Expectation Mismatch: Machines Aren’t Always Calculators

The core issue? We’re stuck thinking machines should work like calculators – perfect, precise, repeatable. When a calculator gets math wrong, it’s broken. But LLMs aren’t calculators. They’re more like driven new employees: quick, helpful, usually right, but definitely not infallible. Anyone who has hired recent college grads will know they type, they can be incredibly helpful but they still need a lot of supervision, validation, and guidance.

We’re actually pretty good at accepting uncertainty in some areas. Nobody expects two doctors to give identical diagnoses. Weather forecasts change and we shrug. Poker involves luck (duh!) But when our AI assistant makes something up? Suddenly it’s a crisis.

The problem is framing. If people understood LLMs as probabilistic thinking tools instead of truth machines, the errors would feel normal. We haven’t taught users to interact with these systems like they would with a smart but imperfect human colleague, but this exactly how we should think about an LLM and how we should build systems that utilize any non-deterministic inputs.

Designing for Fallibility: Lessons from Human Systems

Look at how we handle human decision-making in critical fields. We never assume people will be perfect. Instead we use:

  • Checklists (pilots, surgeons)
  • Peer review (scientists, researchers)
  • Approval chains (business, government)
  • Appeals and audits (courts)

These systems work because they assume humans will screw up sometimes while keeping things mostly reliable.

Systems that will depend on AI need to take the same approach:

  • Verification layers: Check LLM output against reliable sources
  • Human oversight: Keep humans in charge of final decisions
  • Smart constraints: Control when and how LLMs can answer
  • Honest warnings: Tell users when the AI might be guessing

Once you accept LLMs are probabilistic, the goal changes. We should stop trying to force perfect accuracy because no matter how much we reduce errors we are never going to get to zero. Thus, we must be building robust processes around naturally imperfect reasoning tools.

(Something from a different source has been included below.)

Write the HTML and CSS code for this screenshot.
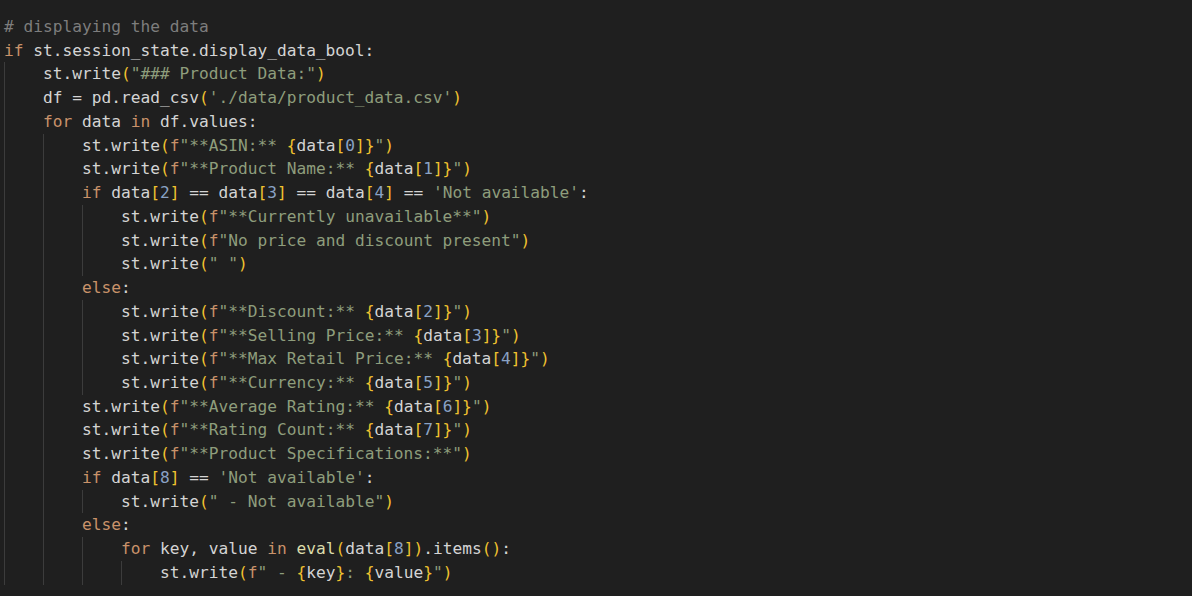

Moving Forward: Adapting Our Thinking

We need to change how we talk about LLMs. The current obsession with “hallucinations” and errors misses the point: we’re using non-deterministic reasoning systems in a world built for deterministic machines. That’s why people are confused and skeptical.

When you understand what LLMs actually are, they become incredibly useful—not because they’re perfect, but because they’re flexible, creative, and fast. The trick is setting proper expectations, building in verification, and staying within their limits.

We don’t demand perfection from humans. We can’t expect it from LLMs. What we need to accept is predictable imperfection, and then build our systems accordingly.

The bottom line: LLMs making mistakes isn’t the problem. Pretending they won’t is.

So I finish with this: once we accept fallibility as part of complex reasoning – not a bug to be fixed – we’ll use these tools much more effectively. Just like we’ve learned to work with flawed but brilliant (and not so brilliant) humans. And this means we are going to have to teach, coach, train, and develop people on how to think about computers that don’t always give the same answer to the same question.